-- START MATERIAL --

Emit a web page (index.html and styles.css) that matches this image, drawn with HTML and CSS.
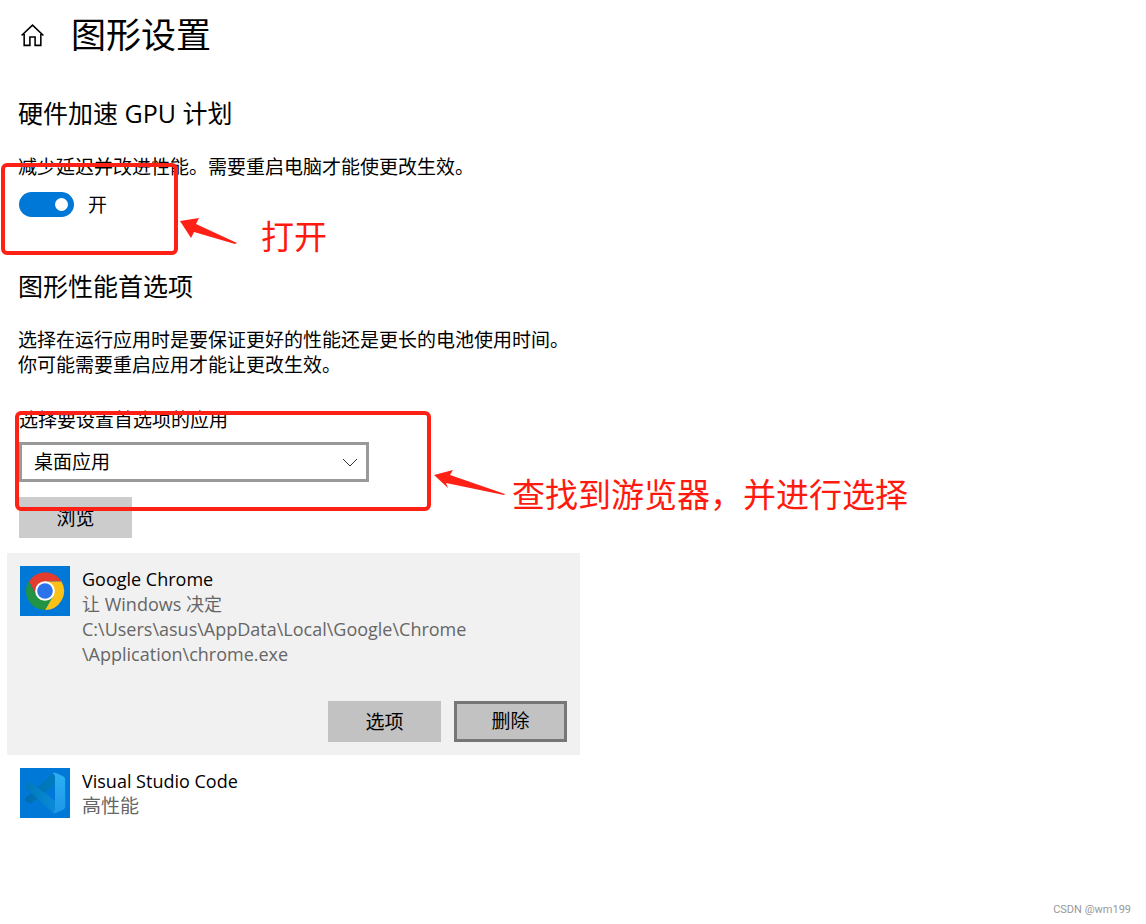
FILE: index.html
```html
<!DOCTYPE html>
<html lang="zh-CN">
<head>
<meta charset="utf-8">
<meta name="viewport" content="width=device-width, initial-scale=1">
<title>图形设置</title>
<link rel="stylesheet" href="styles.css">
</head>
<body>
<main class="page">
  <header class="header">
    <a class="home" href="#" aria-label="主页">
      <svg class="home-icon" viewBox="0 0 24 24" aria-hidden="true"><path d="M1.500 12 12 2l10.500 10M4 10.500V21.500h5.500v-8h5v8H20V10.500"/></svg>
    </a>
    <h1 class="title">图形设置</h1>
  </header>

  <section class="gpu">
    <h2 class="subtitle">硬件加速 GPU 计划</h2>
    <p class="text">减少延迟并改进性能。需要重启电脑才能使更改生效。</p>
    <label class="switch-row"><input class="switch" type="checkbox" role="switch" checked><span>开</span></label>
    <div class="mark mark-switch"></div>
    <div class="note note-switch">
      <svg class="arrow arrow-switch" viewBox="0 0 58 28" aria-hidden="true"><path d="M0 4 19 1 16 7 57 26 55 27 14 15 11 21Z"/></svg>
      <span>打开</span>
    </div>
  </section>

  <section class="prefs">
    <h2 class="subtitle">图形性能首选项</h2>
    <p class="text">选择在运行应用时是要保证更好的性能还是更长的电池使用时间。<br>你可能需要重启应用才能让更改生效。</p>
    <div class="picker">
      <label class="text" for="app-type">选择要设置首选项的应用</label>
      <div class="select-wrap">
        <select class="select" id="app-type"><option>桌面应用</option><option>Microsoft Store 应用</option></select>
        <svg class="chevron" viewBox="0 0 16 9" aria-hidden="true"><path d="m1 1 7 7 7-7"/></svg>
      </div>
      <button class="button browse" type="button">浏览</button>
      <div class="mark mark-picker"></div>
      <div class="note note-picker">
        <svg class="arrow arrow-picker" viewBox="0 0 72 28" aria-hidden="true"><path d="M0 5 19 0 16 5 71 24 70 25 12 13 14 18Z"/></svg>
        <span>查找到游览器，并进行选择</span>
      </div>
    </div>
  </section>

  <ul class="apps">
    <li class="app app-selected">
      <svg class="app-icon" viewBox="0 0 50 50" aria-hidden="true">
        <rect width="50" height="50" fill="#0078d7"/>
        <path fill="#e33b2e" d="M9 15.500a19 19 0 0 1 32.500 0H25l-8.200 14.300Z"/>
        <path fill="#fbc116" d="M41.500 15.500A19 19 0 0 1 25 44l8.200-14.300L25 15.500Z"/>
        <path fill="#229342" d="M25 44A19 19 0 0 1 8.600 15.500l8.200 14.200h16.400Z"/>
        <circle cx="25" cy="25" r="9.800" fill="#fff"/><circle cx="25" cy="25" r="7.800" fill="#2b73e8"/>
      </svg>
      <div class="app-body">
        <h3 class="app-name">Google Chrome</h3>
        <p class="app-detail">让 Windows 决定</p>
        <p class="app-detail">C:\Users\asus\AppData\Local\Google\Chrome<br>\Application\chrome.exe</p>
        <div class="actions">
          <button class="button action" type="button">选项</button>
          <button class="button action focused" type="button">删除</button>
        </div>
      </div>
    </li>
    <li class="app">
      <svg class="app-icon" viewBox="0 0 50 50" aria-hidden="true">
        <defs>
          <linearGradient id="vs-right" x1="0" y1="0" x2="0" y2="1"><stop stop-color="#2cb0f4"/><stop offset="1" stop-color="#1e96e8"/></linearGradient>
          <linearGradient id="vs-down" x1="0" y1="0" x2="1" y2="0"><stop stop-color="#0079b8"/><stop offset="1" stop-color="#0a8ad8"/></linearGradient>
          <linearGradient id="vs-up" x1="0" y1="0" x2="1" y2="0"><stop stop-color="#006cb0"/><stop offset="1" stop-color="#007cc0"/></linearGradient>
        </defs>
        <rect width="50" height="50" fill="#0078d7"/>
        <path fill="url(#vs-up)" d="M35 5Q33 5 31.500 6.500L6 29.500Q4.500 31.500 6 33L8.500 35Q10.500 36 12 34.800L35 17Z"/>
        <path fill="url(#vs-down)" d="M35 45Q33 45 31.500 43.500L6 20.500Q4.500 18.500 6 17L8.500 15Q10.500 14 12 15.200L35 33Z"/>
        <path fill="url(#vs-right)" d="M32.500 44.500Q35 44 35 41.500V8.500Q35 6 32.500 5.300 34 4.500 36 5l7.500 3.500q1.700 1 1.700 3v27q0 2-1.700 3L36 45q-1.800.6-3.500-.5Z"/>
      </svg>
      <div class="app-body">
        <h3 class="app-name">Visual Studio Code</h3>
        <p class="app-detail detail-cjk">高性能</p>
      </div>
    </li>
  </ul>
</main>
<footer class="credit">CSDN @wm199</footer>
</body>
</html>
```
FILE: styles.css
```css
* { box-sizing: border-box; }
body {
  margin: 0;
  min-height: 100vh;
  display: flex;
  flex-direction: column;
  background: #fff;
  color: #000;
  font: 19px/25px "Open Sans", "Noto Sans CJK SC", sans-serif;
}
h1, h2, h3, p, ul { margin: 0; padding: 0; font-weight: 400; }
.page { flex: 1; padding-top: 13px; }
.header { display: flex; align-items: center; gap: 26px; padding-left: 20px; }
.home { display: flex; color: #000; }
.home-icon { width: 25px; height: 25px; fill: none; stroke: currentColor; stroke-width: 1.500; }
.title { font-size: 35px; line-height: 44px; }
.gpu, .prefs { position: relative; padding-left: 18px; }
.gpu { padding-top: 40px; }
.prefs { padding-top: 53px; }
.subtitle { font-size: 25px; line-height: 32px; margin-bottom: 26px; }
.switch-row { display: flex; width: max-content; align-items: center; gap: 14px; margin: 12px 0 0 1px; }
.switch-row span { padding-top: 2px; line-height: 23px; }
.switch {
  appearance: none;
  display: flex;
  justify-content: flex-end;
  align-items: center;
  width: 55px;
  height: 25px;
  margin: 0;
  padding: 6px;
  border-radius: 13px;
  background: #0078d7;
}
.switch::before { content: ""; width: 13px; height: 13px; border-radius: 50%; background: #fff; }
.switch:not(:checked) { justify-content: flex-start; background: #777; }
.picker { position: relative; margin: 30px 0 0 1px; }
.picker label { display: block; }
.select-wrap { position: relative; max-width: 350px; margin: 9px 0 15px; }
.select {
  appearance: none;
  display: block;
  width: 100%;
  height: 40px;
  padding: 0 12px;
  border: 3px solid #999;
  border-radius: 0;
  background: #fff;
  color: #000;
  font: inherit;
}
.chevron { position: absolute; right: 11px; top: 16px; width: 16px; height: 9px; fill: none; stroke: #333; pointer-events: none; }
.button { display: block; width: 113px; height: 41px; padding: 2px 0 0; border: 0; background: #ccc; color: #000; font: inherit; }
.mark { position: absolute; border: 4px solid #ff2116; border-radius: 6px; pointer-events: none; }
.mark-switch { left: 1px; top: 106px; width: 177px; height: 92px; }
.mark-picker { left: -4px; top: 3px; width: 416px; height: 100px; }
.note { position: absolute; display: flex; color: #ff1a10; font-size: 33px; line-height: 40px; white-space: nowrap; }
.note-switch { left: 180px; top: 160px; gap: 23px; }
.note-picker { left: 415px; top: 62px; gap: 6px; }
.note-picker span { padding-top: 5px; }
.arrow { flex: none; fill: #ff2116; }
.arrow-switch { width: 58px; height: 28px; }
.arrow-picker { width: 72px; height: 28px; }
.apps { list-style: none; max-width: 573px; margin: 15px 0 0 7px; }
.app { display: flex; gap: 12px; padding: 13px; }
.app-selected { background: #f1f1f1; }
.app-icon { flex: none; width: 50px; height: 50px; }
.app-body { flex: 1; padding-top: 1px; font-size: 18px; }
.app-name { font-size: 18px; }
.app-detail { color: #666; }
.detail-cjk { font-size: 19px; }
.actions { display: flex; justify-content: flex-end; gap: 13px; margin-top: 34px; }
.action { background: #c2c2c2; font-size: 19px; }
.focused { padding: 0; border: 3px solid #767676; }
.credit { padding: 0 15px 6px; text-align: right; color: #999; font: 11px/16px Roboto, sans-serif; }
```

-- END MATERIAL --

#### TO BE DONE
Copy out every line holding the string "index".

#### OUTPUT FOR THIS TASK
Emit a web page (index.html and styles.css) that matches this image, drawn with HTML and CSS.
FILE: index.html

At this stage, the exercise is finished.